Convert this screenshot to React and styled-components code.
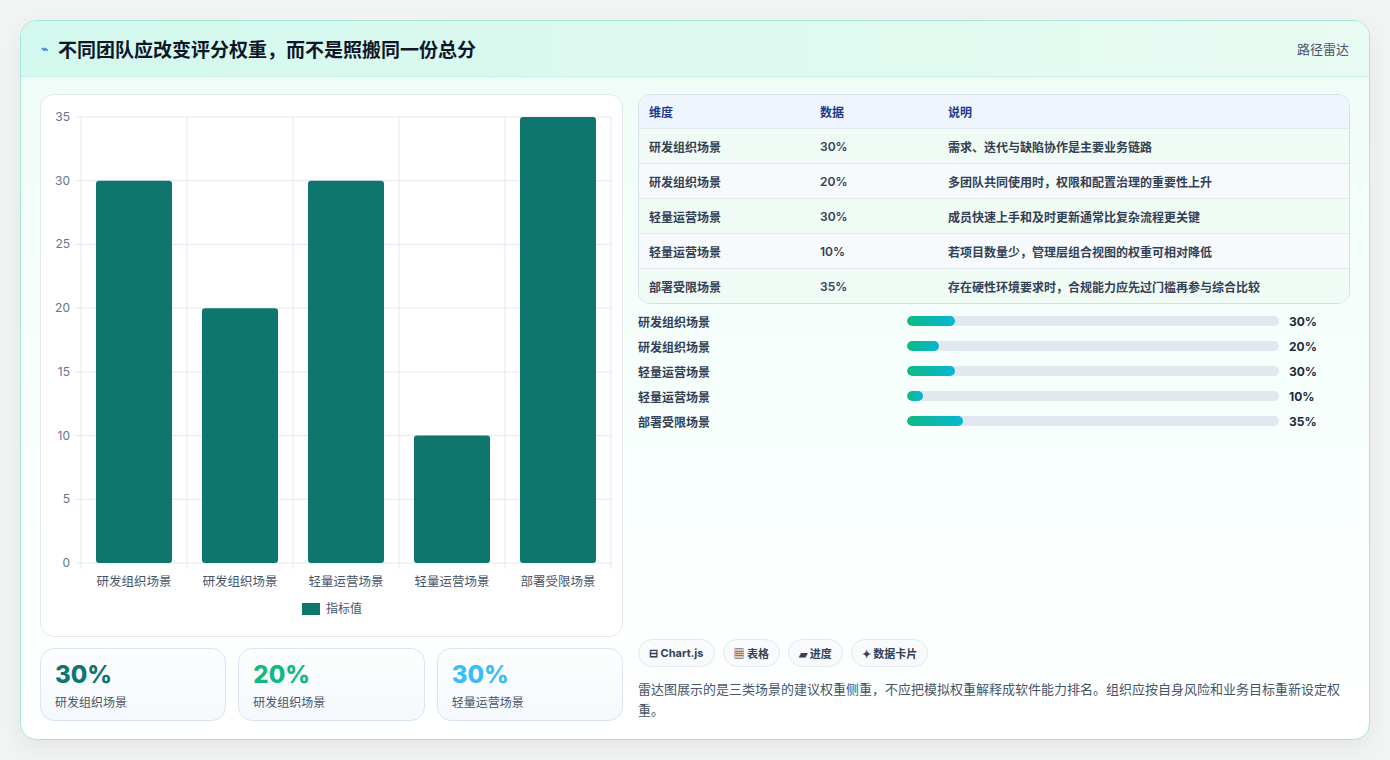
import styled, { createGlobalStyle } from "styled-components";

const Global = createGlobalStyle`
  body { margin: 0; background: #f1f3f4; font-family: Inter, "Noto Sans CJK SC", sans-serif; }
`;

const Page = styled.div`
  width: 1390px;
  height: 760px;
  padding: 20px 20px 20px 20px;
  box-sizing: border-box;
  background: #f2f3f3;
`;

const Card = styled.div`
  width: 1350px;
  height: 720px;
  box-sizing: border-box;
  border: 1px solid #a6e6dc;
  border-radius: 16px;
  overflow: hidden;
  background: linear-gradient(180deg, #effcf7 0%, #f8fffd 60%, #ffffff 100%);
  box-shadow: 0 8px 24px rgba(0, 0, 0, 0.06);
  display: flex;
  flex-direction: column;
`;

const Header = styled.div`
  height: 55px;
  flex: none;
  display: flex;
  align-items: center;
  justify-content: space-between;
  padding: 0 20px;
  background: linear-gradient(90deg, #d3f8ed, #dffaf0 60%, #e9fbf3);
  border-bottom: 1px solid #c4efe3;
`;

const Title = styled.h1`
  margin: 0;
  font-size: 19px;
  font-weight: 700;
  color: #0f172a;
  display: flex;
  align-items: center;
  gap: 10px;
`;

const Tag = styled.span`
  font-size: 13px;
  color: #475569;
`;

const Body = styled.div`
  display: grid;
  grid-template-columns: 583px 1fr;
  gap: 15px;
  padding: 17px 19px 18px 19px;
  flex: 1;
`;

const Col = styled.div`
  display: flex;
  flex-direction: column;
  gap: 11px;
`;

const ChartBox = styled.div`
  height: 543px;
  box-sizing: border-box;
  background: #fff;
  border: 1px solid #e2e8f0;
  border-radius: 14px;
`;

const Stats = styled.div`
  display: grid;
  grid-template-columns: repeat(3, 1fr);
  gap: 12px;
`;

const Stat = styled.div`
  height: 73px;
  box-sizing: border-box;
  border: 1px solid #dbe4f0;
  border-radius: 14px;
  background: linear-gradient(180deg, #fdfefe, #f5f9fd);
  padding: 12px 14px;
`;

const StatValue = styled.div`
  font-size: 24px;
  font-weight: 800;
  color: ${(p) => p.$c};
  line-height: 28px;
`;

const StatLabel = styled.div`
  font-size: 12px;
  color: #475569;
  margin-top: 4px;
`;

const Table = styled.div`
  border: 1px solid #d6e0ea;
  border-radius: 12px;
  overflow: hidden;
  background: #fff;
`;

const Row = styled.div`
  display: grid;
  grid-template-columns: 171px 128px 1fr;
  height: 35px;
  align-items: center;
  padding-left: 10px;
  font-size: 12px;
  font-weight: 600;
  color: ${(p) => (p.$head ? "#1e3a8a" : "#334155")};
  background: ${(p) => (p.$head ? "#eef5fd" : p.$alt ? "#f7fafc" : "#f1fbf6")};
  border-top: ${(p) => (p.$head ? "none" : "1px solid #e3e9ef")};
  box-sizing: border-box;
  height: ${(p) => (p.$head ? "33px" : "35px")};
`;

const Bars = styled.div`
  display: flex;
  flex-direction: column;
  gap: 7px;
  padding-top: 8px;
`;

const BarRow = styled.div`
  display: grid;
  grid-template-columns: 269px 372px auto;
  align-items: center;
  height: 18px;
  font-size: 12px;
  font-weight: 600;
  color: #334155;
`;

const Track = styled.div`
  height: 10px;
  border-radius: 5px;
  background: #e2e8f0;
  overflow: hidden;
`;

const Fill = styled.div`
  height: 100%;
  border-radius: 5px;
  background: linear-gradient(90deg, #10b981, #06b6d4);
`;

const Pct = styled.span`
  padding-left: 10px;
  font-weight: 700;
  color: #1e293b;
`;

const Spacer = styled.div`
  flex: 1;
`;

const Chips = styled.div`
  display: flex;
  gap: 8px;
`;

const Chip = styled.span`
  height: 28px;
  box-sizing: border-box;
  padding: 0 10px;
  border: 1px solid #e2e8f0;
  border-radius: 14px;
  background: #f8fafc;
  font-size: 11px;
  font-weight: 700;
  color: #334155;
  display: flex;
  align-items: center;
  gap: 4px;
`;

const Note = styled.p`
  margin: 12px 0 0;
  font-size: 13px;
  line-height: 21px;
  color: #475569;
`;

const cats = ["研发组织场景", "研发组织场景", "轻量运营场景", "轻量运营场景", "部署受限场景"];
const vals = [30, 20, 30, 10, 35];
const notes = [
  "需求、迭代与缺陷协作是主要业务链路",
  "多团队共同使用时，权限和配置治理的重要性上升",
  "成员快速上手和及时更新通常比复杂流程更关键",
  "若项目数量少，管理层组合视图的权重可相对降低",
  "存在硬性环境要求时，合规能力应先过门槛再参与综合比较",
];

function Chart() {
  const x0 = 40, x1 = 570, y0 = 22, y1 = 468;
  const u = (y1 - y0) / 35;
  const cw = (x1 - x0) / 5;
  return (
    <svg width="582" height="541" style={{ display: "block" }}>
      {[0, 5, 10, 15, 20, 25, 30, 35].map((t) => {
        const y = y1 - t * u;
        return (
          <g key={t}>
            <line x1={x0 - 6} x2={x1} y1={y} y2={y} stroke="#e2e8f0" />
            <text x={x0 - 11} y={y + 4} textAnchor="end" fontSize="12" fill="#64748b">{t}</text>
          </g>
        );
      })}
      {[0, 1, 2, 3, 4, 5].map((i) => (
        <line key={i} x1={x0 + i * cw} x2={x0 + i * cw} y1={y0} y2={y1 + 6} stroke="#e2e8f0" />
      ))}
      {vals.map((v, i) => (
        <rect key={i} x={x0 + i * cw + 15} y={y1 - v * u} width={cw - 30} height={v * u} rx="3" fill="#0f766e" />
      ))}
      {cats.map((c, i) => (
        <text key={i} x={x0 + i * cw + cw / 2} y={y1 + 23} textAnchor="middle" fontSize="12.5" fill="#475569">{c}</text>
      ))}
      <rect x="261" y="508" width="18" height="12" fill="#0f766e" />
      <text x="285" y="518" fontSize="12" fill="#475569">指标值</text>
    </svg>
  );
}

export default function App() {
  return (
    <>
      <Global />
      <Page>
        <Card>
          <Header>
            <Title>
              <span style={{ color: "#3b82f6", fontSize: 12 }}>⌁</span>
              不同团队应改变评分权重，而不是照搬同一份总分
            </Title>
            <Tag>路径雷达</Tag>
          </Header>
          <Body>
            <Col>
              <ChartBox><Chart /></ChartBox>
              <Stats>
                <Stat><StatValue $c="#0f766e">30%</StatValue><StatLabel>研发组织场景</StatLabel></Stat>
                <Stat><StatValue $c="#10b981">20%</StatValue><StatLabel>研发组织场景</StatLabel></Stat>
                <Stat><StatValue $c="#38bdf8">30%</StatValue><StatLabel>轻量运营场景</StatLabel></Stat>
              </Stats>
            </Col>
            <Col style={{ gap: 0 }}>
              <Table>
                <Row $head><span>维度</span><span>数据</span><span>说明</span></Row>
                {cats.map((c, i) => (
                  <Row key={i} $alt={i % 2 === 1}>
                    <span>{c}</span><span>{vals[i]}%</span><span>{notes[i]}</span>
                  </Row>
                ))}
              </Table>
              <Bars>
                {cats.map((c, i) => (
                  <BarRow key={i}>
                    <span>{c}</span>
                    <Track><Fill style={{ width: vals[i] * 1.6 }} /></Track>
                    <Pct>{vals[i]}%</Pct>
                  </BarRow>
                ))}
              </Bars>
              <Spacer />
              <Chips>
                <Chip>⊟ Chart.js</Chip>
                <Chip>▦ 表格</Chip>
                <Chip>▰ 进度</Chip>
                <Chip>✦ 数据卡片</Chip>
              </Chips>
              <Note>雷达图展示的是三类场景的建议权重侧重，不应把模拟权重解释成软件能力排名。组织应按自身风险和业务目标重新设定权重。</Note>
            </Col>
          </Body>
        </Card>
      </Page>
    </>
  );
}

> YOUR OBJECTIVE:
From the data above, write out everything exactly except the pictures.

> ANSWER TO THIS TASK:
Convert this screenshot to React and styled-components code.
import styled, { createGlobalStyle } from "styled-components";

const Global = createGlobalStyle`
  body { margin: 0; background: #f1f3f4; font-family: Inter, "Noto Sans CJK SC", sans-serif; }
`;

const Page = styled.div`
  width: 1390px;
  height: 760px;
  padding: 20px 20px 20px 20px;
  box-sizing: border-box;
  background: #f2f3f3;
`;

const Card = styled.div`
  width: 1350px;
  height: 720px;
  box-sizing: border-box;
  border: 1px solid #a6e6dc;
  border-radius: 16px;
  overflow: hidden;
  background: linear-gradient(180deg, #effcf7 0%, #f8fffd 60%, #ffffff 100%);
  box-shadow: 0 8px 24px rgba(0, 0, 0, 0.06);
  display: flex;
  flex-direction: column;
`;

const Header = styled.div`
  height: 55px;
  flex: none;
  display: flex;
  align-items: center;
  justify-content: space-between;
  padding: 0 20px;
  background: linear-gradient(90deg, #d3f8ed, #dffaf0 60%, #e9fbf3);
  border-bottom: 1px solid #c4efe3;
`;

const Title = styled.h1`
  margin: 0;
  font-size: 19px;
  font-weight: 700;
  color: #0f172a;
  display: flex;
  align-items: center;
  gap: 10px;
`;

const Tag = styled.span`
  font-size: 13px;
  color: #475569;
`;

const Body = styled.div`
  display: grid;
  grid-template-columns: 583px 1fr;
  gap: 15px;
  padding: 17px 19px 18px 19px;
  flex: 1;
`;

const Col = styled.div`
  display: flex;
  flex-direction: column;
  gap: 11px;
`;

const ChartBox = styled.div`
  height: 543px;
  box-sizing: border-box;
  background: #fff;
  border: 1px solid #e2e8f0;
  border-radius: 14px;
`;

const Stats = styled.div`
  display: grid;
  grid-template-columns: repeat(3, 1fr);
  gap: 12px;
`;

const Stat = styled.div`
  height: 73px;
  box-sizing: border-box;
  border: 1px solid #dbe4f0;
  border-radius: 14px;
  background: linear-gradient(180deg, #fdfefe, #f5f9fd);
  padding: 12px 14px;
`;

const StatValue = styled.div`
  font-size: 24px;
  font-weight: 800;
  color: ${(p) => p.$c};
  line-height: 28px;
`;

const StatLabel = styled.div`
  font-size: 12px;
  color: #475569;
  margin-top: 4px;
`;

const Table = styled.div`
  border: 1px solid #d6e0ea;
  border-radius: 12px;
  overflow: hidden;
  background: #fff;
`;

const Row = styled.div`
  display: grid;
  grid-template-columns: 171px 128px 1fr;
  height: 35px;
  align-items: center;
  padding-left: 10px;
  font-size: 12px;
  font-weight: 600;
  color: ${(p) => (p.$head ? "#1e3a8a" : "#334155")};
  background: ${(p) => (p.$head ? "#eef5fd" : p.$alt ? "#f7fafc" : "#f1fbf6")};
  border-top: ${(p) => (p.$head ? "none" : "1px solid #e3e9ef")};
  box-sizing: border-box;
  height: ${(p) => (p.$head ? "33px" : "35px")};
`;

const Bars = styled.div`
  display: flex;
  flex-direction: column;
  gap: 7px;
  padding-top: 8px;
`;

const BarRow = styled.div`
  display: grid;
  grid-template-columns: 269px 372px auto;
  align-items: center;
  height: 18px;
  font-size: 12px;
  font-weight: 600;
  color: #334155;
`;

const Track = styled.div`
  height: 10px;
  border-radius: 5px;
  background: #e2e8f0;
  overflow: hidden;
`;

const Fill = styled.div`
  height: 100%;
  border-radius: 5px;
  background: linear-gradient(90deg, #10b981, #06b6d4);
`;

const Pct = styled.span`
  padding-left: 10px;
  font-weight: 700;
  color: #1e293b;
`;

const Spacer = styled.div`
  flex: 1;
`;

const Chips = styled.div`
  display: flex;
  gap: 8px;
`;

const Chip = styled.span`
  height: 28px;
  box-sizing: border-box;
  padding: 0 10px;
  border: 1px solid #e2e8f0;
  border-radius: 14px;
  background: #f8fafc;
  font-size: 11px;
  font-weight: 700;
  color: #334155;
  display: flex;
  align-items: center;
  gap: 4px;
`;

const Note = styled.p`
  margin: 12px 0 0;
  font-size: 13px;
  line-height: 21px;
  color: #475569;
`;

const cats = ["研发组织场景", "研发组织场景", "轻量运营场景", "轻量运营场景", "部署受限场景"];
const vals = [30, 20, 30, 10, 35];
const notes = [
  "需求、迭代与缺陷协作是主要业务链路",
  "多团队共同使用时，权限和配置治理的重要性上升",
  "成员快速上手和及时更新通常比复杂流程更关键",
  "若项目数量少，管理层组合视图的权重可相对降低",
  "存在硬性环境要求时，合规能力应先过门槛再参与综合比较",
];

function Chart() {
  const x0 = 40, x1 = 570, y0 = 22, y1 = 468;
  const u = (y1 - y0) / 35;
  const cw = (x1 - x0) / 5;
  return (
    <svg width="582" height="541" style={{ display: "block" }}>
      {[0, 5, 10, 15, 20, 25, 30, 35].map((t) => {
        const y = y1 - t * u;
        return (
          <g key={t}>
            <line x1={x0 - 6} x2={x1} y1={y} y2={y} stroke="#e2e8f0" />
            <text x={x0 - 11} y={y + 4} textAnchor="end" fontSize="12" fill="#64748b">{t}</text>
          </g>
        );
      })}
      {[0, 1, 2, 3, 4, 5].map((i) => (
        <line key={i} x1={x0 + i * cw} x2={x0 + i * cw} y1={y0} y2={y1 + 6} stroke="#e2e8f0" />
      ))}
      {vals.map((v, i) => (
        <rect key={i} x={x0 + i * cw + 15} y={y1 - v * u} width={cw - 30} height={v * u} rx="3" fill="#0f766e" />
      ))}
      {cats.map((c, i) => (
        <text key={i} x={x0 + i * cw + cw / 2} y={y1 + 23} textAnchor="middle" fontSize="12.5" fill="#475569">{c}</text>
      ))}
      <rect x="261" y="508" width="18" height="12" fill="#0f766e" />
      <text x="285" y="518" fontSize="12" fill="#475569">指标值</text>
    </svg>
  );
}

export default function App() {
  return (
    <>
      <Global />
      <Page>
        <Card>
          <Header>
            <Title>
              <span style={{ color: "#3b82f6", fontSize: 12 }}>⌁</span>
              不同团队应改变评分权重，而不是照搬同一份总分
            </Title>
            <Tag>路径雷达</Tag>
          </Header>
          <Body>
            <Col>
              <ChartBox><Chart /></ChartBox>
              <Stats>
                <Stat><StatValue $c="#0f766e">30%</StatValue><StatLabel>研发组织场景</StatLabel></Stat>
                <Stat><StatValue $c="#10b981">20%</StatValue><StatLabel>研发组织场景</StatLabel></Stat>
                <Stat><StatValue $c="#38bdf8">30%</StatValue><StatLabel>轻量运营场景</StatLabel></Stat>
              </Stats>
            </Col>
            <Col style={{ gap: 0 }}>
              <Table>
                <Row $head><span>维度</span><span>数据</span><span>说明</span></Row>
                {cats.map((c, i) => (
                  <Row key={i} $alt={i % 2 === 1}>
                    <span>{c}</span><span>{vals[i]}%</span><span>{notes[i]}</span>
                  </Row>
                ))}
              </Table>
              <Bars>
                {cats.map((c, i) => (
                  <BarRow key={i}>
                    <span>{c}</span>
                    <Track><Fill style={{ width: vals[i] * 1.6 }} /></Track>
                    <Pct>{vals[i]}%</Pct>
                  </BarRow>
                ))}
              </Bars>
              <Spacer />
              <Chips>
                <Chip>⊟ Chart.js</Chip>
                <Chip>▦ 表格</Chip>
                <Chip>▰ 进度</Chip>
                <Chip>✦ 数据卡片</Chip>
              </Chips>
              <Note>雷达图展示的是三类场景的建议权重侧重，不应把模拟权重解释成软件能力排名。组织应按自身风险和业务目标重新设定权重。</Note>
            </Col>
          </Body>
        </Card>
      </Page>
    </>
  );
}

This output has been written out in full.